Playbooks are the second major output of hunt results, and they matter because detection without response guidance can still produce confusion. A playbook is a repeatable set of investigative and decision steps that helps an analyst move from an alert or finding to a defensible conclusion and appropriate action. When a hunt uncovers a meaningful pattern, it also reveals what questions need to be answered next to confirm scope, impact, and risk. Those questions can be translated into a playbook so future analysts know what to check first, what evidence is high value, and what common benign explanations should be considered. Playbooks also help coordinate teams because they define handoffs, escalation points, and what information should be communicated to stakeholders. For beginners, it helps to view playbooks as a way to preserve hard-earned lessons from hunts so they do not vanish when people change roles. A good playbook is not a rigid script, but it provides structure that prevents wandering and premature conclusions. When playbooks are built from real hunt experience, they reflect the environment’s reality rather than theoretical best practices, which makes them more effective.
Converting hunt results into data needs is the third major output, and it is often the most strategic because it shapes what the organization can detect and investigate in the future. Many hunts end with a frustrating realization that the team cannot confidently answer the hypothesis because key telemetry is missing or unreliable. Instead of treating that as failure, a mature approach treats it as a clear requirements discovery. Data needs can include needing better authentication detail, better visibility into privileged actions, better network flow summaries, or better records of configuration and permission changes. They can also include needing consistent timestamps, adequate retention periods, or centralized access to logs that are currently siloed. The key is to express data needs in terms of questions you must be able to answer, not just in terms of wanting more logs. For example, you may need to answer whether a specific identity accessed a sensitive system from an unusual pathway, and you identify what telemetry would confirm that. When data needs are framed as answerable questions, it becomes easier to prioritize collection work because the value is obvious and tied to risk reduction.
A disciplined conversion process also includes documenting confidence and limitations, because the improvements you build should reflect what you truly learned. If a hunt result is based on strong corroborated evidence, you can justify building a higher-priority detection and a more urgent playbook. If a result is based on weak signals or ambiguous patterns, you may choose to treat it as a hypothesis generator for future hunting rather than as a detection trigger. If a result is heavily dependent on a specific part of your environment, you may scope the detection narrowly to the systems where it makes sense rather than deploying it broadly and creating noise. This is an important beginner lesson because it shows that not every hunt should produce the same kind of output. The goal is not to force every hunt into a detection, but to produce the right operational improvement for what was learned. When you match output to confidence and scope, you keep your detection program credible and your playbooks practical. Credibility is essential because teams will ignore signals they do not trust, and that undermines the entire purpose of hunting.

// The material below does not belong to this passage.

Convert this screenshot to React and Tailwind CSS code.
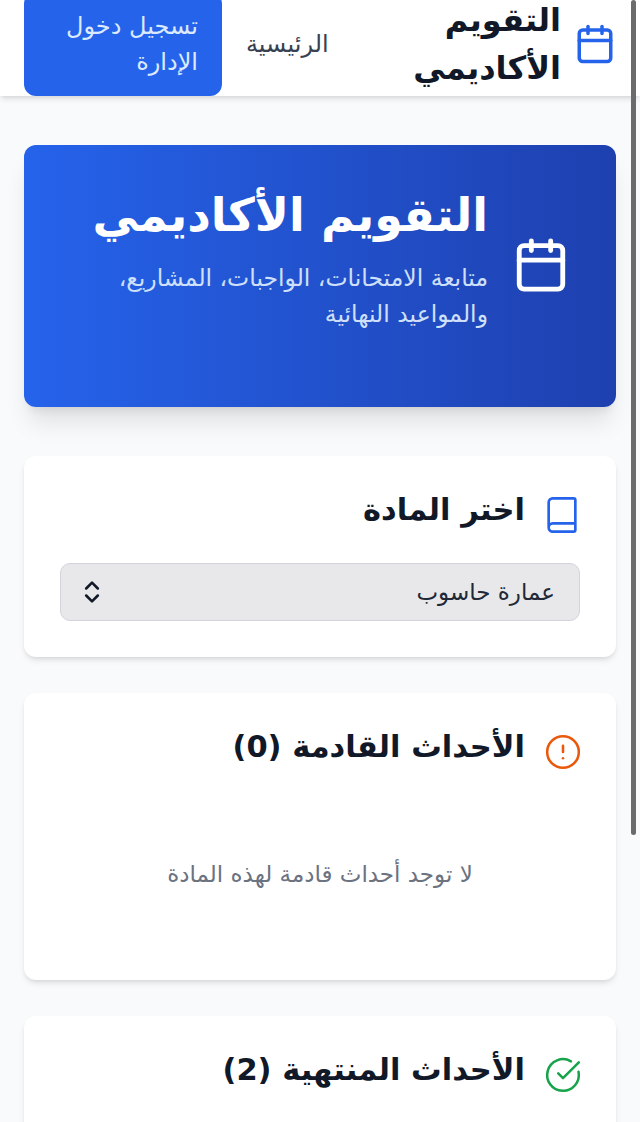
import React from 'react';
import { Calendar, Book, CircleAlert, CircleCheckBig, ChevronsUpDown } from 'lucide-react';

function SectionTitle({ icon: Icon, iconClass, children }) {
  return (
    <div className="flex items-start h-[43px]">
      <Icon className={`shrink-0 -mr-[2px] ${iconClass}`} strokeWidth={1.6} />
      <h2 className="text-[30.5px] leading-9 font-bold text-[#111827]">{children}</h2>
    </div>
  );
}

export default function App() {
  return (
    <div dir="rtl" className="relative h-[1122px] overflow-hidden bg-[#f9fafb] font-['DejaVu_Sans',sans-serif]">
      {/* Header */}
      <header className="h-24 bg-white shadow-md flex items-center justify-between px-6 pb-[9px]">
        <div className="flex items-center gap-[13px]">
          <Calendar className="w-[42px] h-[42px] text-[#2563eb]" />
          <span className="w-[150px] text-[32px] leading-[48px] font-bold text-[#111827]">التقويم الأكاديمي</span>
        </div>
        <div className="flex items-center gap-4">
          <span className="text-2xl text-[#374151] px-2">الرئيسية</span>
          <button className="w-[198px] h-[104px] bg-[#2563eb] text-[#dbeafe] rounded-xl text-2xl leading-9 px-6 text-right">
            تسجيل دخول الإدارة
          </button>
        </div>
      </header>

      <main className="px-6 pt-[49px] flex flex-col gap-9">
        {/* Hero */}
        <section className="h-[262px] mb-[13px] rounded-xl bg-gradient-to-r from-[#2563eb] to-[#1e40af] shadow-xl flex items-start gap-6 pr-[46px] pl-[60px] pt-10">
          <Calendar className="w-[58px] h-[58px] shrink-0 text-white mt-[51px]" />
          <div>
            <h1 className="text-[46px] leading-[60px] font-bold text-white whitespace-nowrap">التقويم الأكاديمي</h1>
            <p className="mt-[15px] text-[23.5px] leading-9 text-[#cfe0fb]">متابعة الامتحانات، الواجبات، المشاريع، والمواعيد النهائية</p>
          </div>
        </section>

        {/* Course select */}
        <section className="h-[201px] bg-white rounded-xl shadow-md p-9">
          <SectionTitle icon={Book} iconClass="w-10 h-10 mt-[3px] ml-[17px] text-[#2563eb]">اختر المادة</SectionTitle>
          <div className="mt-7 h-[58px] rounded-[10px] border border-[#d1d5db] bg-[#e8e8ea] flex items-center justify-between pr-6 pl-[17px] text-[23px] text-[#1f2937]">
            <span>عمارة حاسوب</span>
            <ChevronsUpDown className="w-7 h-7 text-[#111827]" strokeWidth={2.2} />
          </div>
        </section>

        {/* Upcoming */}
        <section className="h-[287px] bg-white rounded-xl shadow-md p-9">
          <SectionTitle icon={CircleAlert} iconClass="w-[38px] h-[38px] mt-1 ml-[19px] text-[#ea580c]">الأحداث القادمة (0)</SectionTitle>
          <p className="mt-[86px] text-center text-[23px] leading-8 text-[#6b7280]">لا توجد أحداث قادمة لهذه المادة</p>
        </section>

        {/* Past */}
        <section className="h-[300px] bg-white rounded-xl shadow-md p-9">
          <SectionTitle icon={CircleCheckBig} iconClass="w-[38px] h-[38px] mt-1 ml-[19px] text-[#16a34a]">الأحداث المنتهية (2)</SectionTitle>
        </section>
      </main>

      {/* scrollbar thumb */}
      <div className="absolute top-0 right-[4px] w-[5px] h-[835px] rounded-full bg-[#6b6b6b]" />
    </div>
  );
}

Another key step is tuning, because hunt-derived detections often start either too broad or too narrow. If a detection is too broad, it triggers frequently on benign activity, and analysts become fatigued, which reduces response quality. If it is too narrow, it misses meaningful activity, and the organization gains a false sense of security. The hunt result provides clues for tuning because it shows what made the pattern distinctive in the first place, such as specific combinations of behaviors, time windows, or asset categories. A good approach is to start with a controlled deployment, observe what triggers, and refine based on what you learn, keeping careful notes about changes. This is similar to how hunts themselves are iterative, and it reinforces the idea that detection improvement is a lifecycle, not a one-time event. For beginners, it helps to connect tuning to defensibility: a tuned detection is more defensible because it produces actionable signals that align with evidence, and it reduces the risk of chasing noise. Over time, tuning based on real findings is what turns a detection from a concept into a reliable operational tool.
There is also an important connection between hunt results and metrics, even at a beginner level, because improvements should change outcomes in observable ways. If hunts are being converted into detections and playbooks, you should see impacts such as reduced time to triage, increased consistency in investigations, and earlier discovery of certain behaviors. If hunts are producing data needs that are being fulfilled, you should see increased ability to answer key questions and reduced dependence on guesswork during incidents. You do not need complex measurement to benefit from this, but you do need some way to know whether improvements are working. Otherwise, you may invest effort without actually becoming more capable. A simple way to think about this is to ask whether a future analyst could handle the same pattern faster and more confidently because of the detection and playbook you created. If the answer is yes, the conversion worked. This mindset keeps hunting focused on operational maturity rather than on isolated wins.
Converting hunt results also strengthens the culture of the S O C because it encourages knowledge sharing and consistency. When analysts know that their hunt findings will lead to program improvements, they are more likely to document carefully, collaborate, and think about broader impact. Playbooks reduce variation between analysts, which reduces the chance that two people will reach contradictory conclusions from the same evidence. Detections reduce reliance on a small number of experts who know how to search for certain patterns manually. Data improvements reduce friction and speed up investigations, making the team more effective under pressure. For beginners, it is useful to see how these outputs reinforce each other: better data enables better detections, better detections feed better playbooks, and better playbooks identify what data is missing for faster decisions. This is a reinforcing loop that builds capability over time. When you make this loop intentional, your security operations become more resilient and less dependent on heroics.
In closing, converting hunt results into improved detections, playbooks, and data needs is the step that turns threat hunting into long-term operational advantage. Hunt outcomes can be malicious findings, benign clarifications, or visibility gaps, and each can produce a meaningful improvement when handled intentionally. Detections capture stable behavioral signals so future similar activity surfaces quickly with useful supporting evidence, reducing triage time and increasing consistency. Playbooks preserve the reasoning and investigative steps that worked in the hunt so future analysts can reach defensible conclusions without reinventing the process. Data needs translate hunting limitations into clear visibility requirements framed as questions the organization must be able to answer, which guides telemetry investment. When you align outputs with confidence, tune carefully, and track whether improvements change outcomes, you build a learning system that gets stronger after every hunt. This is how proactive detection becomes sustainable, because each hunt leaves the environment and the team better prepared for what comes next.